Provided material |
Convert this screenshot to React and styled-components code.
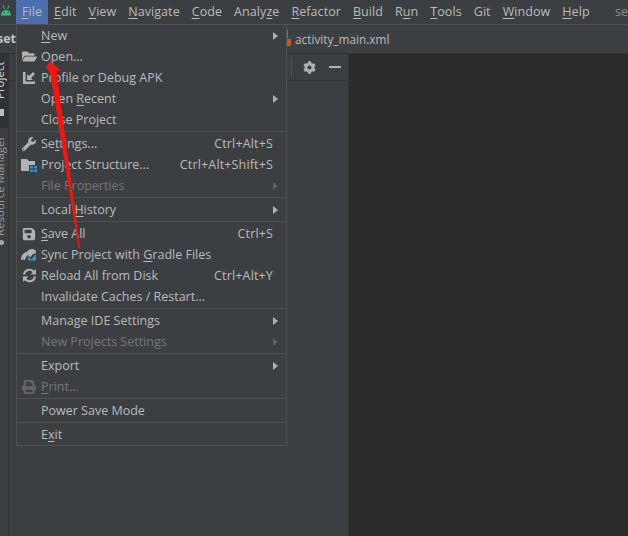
import React from "react";
import styled, { createGlobalStyle } from "styled-components";
import { FaCog, FaWrench, FaSave, FaFolderOpen, FaPrint } from "react-icons/fa";

const Global = createGlobalStyle`
  html, body { margin: 0; padding: 0; background: #3c3f41; overflow: hidden; }
  #root { width: 628px; height: 536px; }
`;

const Window = styled.div`
  position: relative; width: 628px; height: 536px; overflow: hidden;
  display: flex; flex-direction: column; background: #3c3f41; color: #bbbbbb;
  font-family: "Open Sans", "Noto Sans", sans-serif; font-size: 12.5px; line-height: 16px;
`;
const MenuBar = styled.div`
  flex: none; height: 24px; display: flex; align-items: stretch;
  border-bottom: 1px solid #515151; white-space: nowrap; letter-spacing: 0.07px;
`;
const Logo = styled.div`
  width: 16px; flex: none; display: flex; align-items: center; overflow: hidden;
`;
const TopItem = styled.div`
  display: flex; align-items: center; padding: 0 6px; white-space: pre;
  background: ${p => (p.$active ? "#4b6eaf" : "transparent")};
`;
const ProjectName = styled.div`
  margin-left: auto; width: 13px; overflow: hidden; display: flex; align-items: center; color: #8a8d8f;
`;
const TabBar = styled.div`
  flex: none; height: 28px; display: flex; align-items: center;
  border-bottom: 1px solid #323232; background: #3d4043; white-space: nowrap; font-size: 11.8px;
`;
const Crumb = styled.div`
  width: 16px; overflow: hidden; font-weight: 700; display: flex; justify-content: flex-end;
  color: #c4c4c4; flex: none; font-size: 12.5px;
`;
const Tab = styled.div`
  margin-left: 271px; display: flex; align-items: center; gap: 4px; height: 100%;
`;
const TabMarker = styled.span`
  width: 4px; display: flex; flex-direction: column; flex: none; margin-bottom: 2px;
`;
const TabMarkerLine = styled.span`
  width: 1px; height: 8px; background: #6e7173; margin-bottom: 1px;
`;
const TabMarkerFill = styled.span`
  width: 4px; height: 7px; background: #c75a22;
`;
const Workspace = styled.div`
  flex: 1; min-height: 0; display: flex;
`;
const Stripe = styled.div`
  width: 8px; flex: none; border-right: 1px solid #323232; overflow: hidden;
  display: flex; flex-direction: column;
`;
const StripeActive = styled.div`
  height: 74px; background: #2f3234; display: flex; flex-direction: column; overflow: hidden;
`;
const VerticalText = styled.div`
  writing-mode: vertical-rl; transform: rotate(180deg); white-space: nowrap; flex: none;
  margin: ${p => p.$top}px 0 0 -6px; line-height: 11px; width: 11px; height: ${p => p.$len}px;
  font-size: 11.5px; color: ${p => p.$color};
`;
const StripeBlock = styled.span`
  width: 4px; height: 7px; background: #bbbbbb; margin: 10px 0 0 0; flex: none;
`;
const StripeDot = styled.span`
  width: 5px; height: 5px; border-radius: 50%; background: #a9a9a9; margin: 4px 0 0 -1px; flex: none;
`;
const ProjectPanel = styled.div`
  width: 339px; flex: none; display: flex; flex-direction: column; border-right: 1px solid #323232;
`;
const PanelHeader = styled.div`
  height: 26px; flex: none; display: flex; align-items: center; justify-content: flex-end;
  border-bottom: 1px solid #323232; color: #afb1b3; padding-right: 7px;
`;
const HeaderDivider = styled.span`
  width: 1px; height: 20px; background: #515151; margin-right: 11px;
`;
const HeaderGear = styled.span`
  display: flex; margin-right: 13px;
`;
const Minus = styled.span`
  width: 12px; height: 2px; background: #afb1b3;
`;
const Editor = styled.div`
  flex: 1; background: #2b2b2b;
`;
const Menu = styled.div`
  position: absolute; left: 16px; top: 24px; width: 269px; border: 1px solid #515151;
  background: #3c3f41; white-space: nowrap;
`;
const Row = styled.div`
  height: 21px; display: flex; align-items: center; padding: 0 8px 0 4px;
  color: ${p => (p.$disabled ? "#777777" : "#bbbbbb")};
`;
const IconSlot = styled.span`
  width: 16px; height: 16px; margin-right: 4px; flex: none; display: flex; align-items: center; justify-content: center;
  color: #afb1b3;
`;
const Label = styled.span`
  flex: 1; white-space: pre;
`;
const Shortcut = styled.span`
  margin-right: 5px; letter-spacing: 0.15px;
`;
const Arrow = styled.span`
  width: 0; height: 0; border-left: 5px solid ${p => (p.$disabled ? "#5f6264" : "#afb1b3")};
  border-top: 4px solid transparent; border-bottom: 4px solid transparent;
`;
const Separator = styled.div`
  height: 3px; display: flex; align-items: flex-start; padding-top: 1px; box-sizing: border-box;
  &::before { content: ""; display: block; width: 100%; height: 1px; background: #515151; }
`;
const Mark = styled.span`
  text-decoration: underline; text-underline-offset: 2px; text-decoration-thickness: 1px;
`;
const ArrowOverlay = styled.svg`
  position: absolute; left: 0; top: 0; pointer-events: none;
`;

const AndroidIcon = () => (
  <svg width="16" height="24" viewBox="0 0 16 24">
    <path d="M1 15.500a5 5.500 0 0 1 10 0z" fill="#3dbd7d" />
    <path d="M3 5.500l1.500 3.500M9 5.500L7.500 9" stroke="#3dbd7d" strokeWidth="1" />
    <rect x="3.500" y="12" width="1.200" height="1.200" fill="#3c3f41" />
    <rect x="7.500" y="12" width="1.200" height="1.200" fill="#3c3f41" />
  </svg>
);
const ProfileIcon = () => (
  <svg width="14" height="14" viewBox="0 0 14 14" fill="#afb1b3">
    <path d="M1 1h2.500v9.500H13V13H1z" />
    <path d="M5 3v6h6L9 7l4-4-2-2-4 4z" />
  </svg>
);
const StructureIcon = () => (
  <svg width="16" height="14" viewBox="0 0 16 14">
    <path d="M0 1h6l2 2h6v4H8v6H0z" fill="#afb1b3" />
    <rect x="9" y="8" width="3" height="2.500" fill="#3592c4" />
    <rect x="13" y="8" width="3" height="2.500" fill="#3592c4" />
    <rect x="9" y="11.500" width="3" height="2.500" fill="#3592c4" />
    <rect x="13" y="11.500" width="3" height="2.500" fill="#3592c4" />
  </svg>
);
const SyncIcon = () => (
  <svg width="16" height="15" viewBox="0 0 16 15">
    <path d="M0 13c0-4 2-8 6-8 1-2 3-3 5-3 2 0 4 1 4 3 0 1-1 2-3 2-1 0-1 3-3 3L7 8l-2 2-1 3H2.500l.5-3-1 3z" fill="#afb1b3" />
    <path d="M7 9l3 3.500L15 7v6.500H7z" fill="#3592c4" />
  </svg>
);
const ReloadIcon = () => (
  <svg width="15" height="15" viewBox="0 0 15 15" fill="none" stroke="#afb1b3" strokeWidth="2">
    <path d="M2 6.500A5.500 5.500 0 0 1 11.500 3.500L13 5.500" />
    <path d="M13 8.500A5.500 5.500 0 0 1 3.500 11.500L2 9.500" />
    <path d="M14 1v5.500H8.500" fill="#afb1b3" stroke="none" />
    <path d="M1 14V8.500h5.500" fill="#afb1b3" stroke="none" />
  </svg>
);

const M = Mark;
const icons = {
  open: <FaFolderOpen size={15} />,
  profile: <ProfileIcon />,
  wrench: <FaWrench size={14} />,
  structure: <StructureIcon />,
  save: <FaSave size={14} />,
  sync: <SyncIcon />,
  reload: <ReloadIcon />,
  print: <FaPrint size={14} color="#63666a" />,
};

const topItems = [
  [<M key="m">F</M>, "ile"], [<M key="m">E</M>, "dit"], [<M key="m">V</M>, "iew"], [<M key="m">N</M>, "avigate"],
  [<M key="m">C</M>, "ode"], ["Analy", <M key="m">z</M>, "e"], [<M key="m">R</M>, "efactor"], [<M key="m">B</M>, "uild"],
  ["R", <M key="m">u</M>, "n"], [<M key="m">T</M>, "ools"], ["Git"], [<M key="m">W</M>, "indow"], [<M key="m">H</M>, "elp"],
];

const groups = [
  [
    { label: [<M key="m">N</M>, "ew"], sub: true },
    { label: "Open...", icon: "open" },
    { label: "Profile or Debug APK", icon: "profile" },
    { label: ["Open ", <M key="m">R</M>, "ecent"], sub: true },
    { label: "Close Project" },
  ],
  [
    { label: ["Se", <M key="m">t</M>, "tings..."], icon: "wrench", key: "Ctrl+Alt+S" },
    { label: "Project Structure...", icon: "structure", key: "Ctrl+Alt+Shift+S" },
    { label: "File Properties", sub: true, disabled: true },
  ],
  [{ label: ["Local ", <M key="m">H</M>, "istory"], sub: true }],
  [
    { label: [<M key="m">S</M>, "ave All"], icon: "save", key: "Ctrl+S" },
    { label: ["Sync Project with ", <M key="m">G</M>, "radle Files"], icon: "sync" },
    { label: "Reload All from Disk", icon: "reload", key: "Ctrl+Alt+Y" },
    { label: "Invalidate Caches / Restart..." },
  ],
  [
    { label: "Manage IDE Settings", sub: true },
    { label: "New Projects Settings", sub: true, disabled: true },
  ],
  [
    { label: "Export", sub: true },
    { label: [<M key="m">P</M>, "rint..."], icon: "print", disabled: true },
  ],
  [{ label: "Power Save Mode" }],
  [{ label: ["E", <M key="m">x</M>, "it"] }],
];

export default function App() {
  return (
    <Window>
      <Global />
      <MenuBar>
        <Logo><AndroidIcon /></Logo>
        {topItems.map((t, i) => (
          <TopItem key={i} $active={i === 0}>{t}</TopItem>
        ))}
        <ProjectName>se</ProjectName>
      </MenuBar>
      <TabBar>
        <Crumb>set</Crumb>
        <Tab>
          <TabMarker>
            <TabMarkerLine />
            <TabMarkerFill />
          </TabMarker>
          activity_main.xml
        </Tab>
      </TabBar>
      <Workspace>
        <Stripe>
          <StripeActive>
            <VerticalText $top={7} $len={38} $color="#d8d8d8">Project</VerticalText>
            <StripeBlock />
          </StripeActive>
          <VerticalText $top={13} $len={95} $color="#9a9c9e">Resource Manager</VerticalText>
          <StripeDot />
        </Stripe>
        <ProjectPanel>
          <PanelHeader>
            <HeaderDivider />
            <HeaderGear><FaCog size={13} /></HeaderGear>
            <Minus />
          </PanelHeader>
        </ProjectPanel>
        <Editor />
      </Workspace>
      <Menu>
        {groups.map((g, gi) => (
          <React.Fragment key={gi}>
            {gi > 0 && <Separator />}
            {g.map((r, ri) => (
              <Row key={ri} $disabled={r.disabled}>
                <IconSlot>{r.icon && icons[r.icon]}</IconSlot>
                <Label>{r.label}</Label>
                {r.key && <Shortcut>{r.key}</Shortcut>}
                {r.sub && <Arrow $disabled={r.disabled} />}
              </Row>
            ))}
          </React.Fragment>
        ))}
      </Menu>
      <ArrowOverlay width="628" height="536" viewBox="0 0 628 536">
        <polygon points="50,61 61,71 56.500,71 80,248 78.500,248 50,72 46,68" fill="#f5140f" />
      </ArrowOverlay>
    </Window>
  );
}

Given exercise | From the opening line of the listing above through the line bearing "FaSave, FaFolderOpen, FaPrint", repeat each line exactly. Drop every picture.

Answer to the task |
Convert this screenshot to React and styled-components code.
import React from "react";
import styled, { createGlobalStyle } from "styled-components";
import { FaCog, FaWrench, FaSave, FaFolderOpen, FaPrint } from "react-icons/fa";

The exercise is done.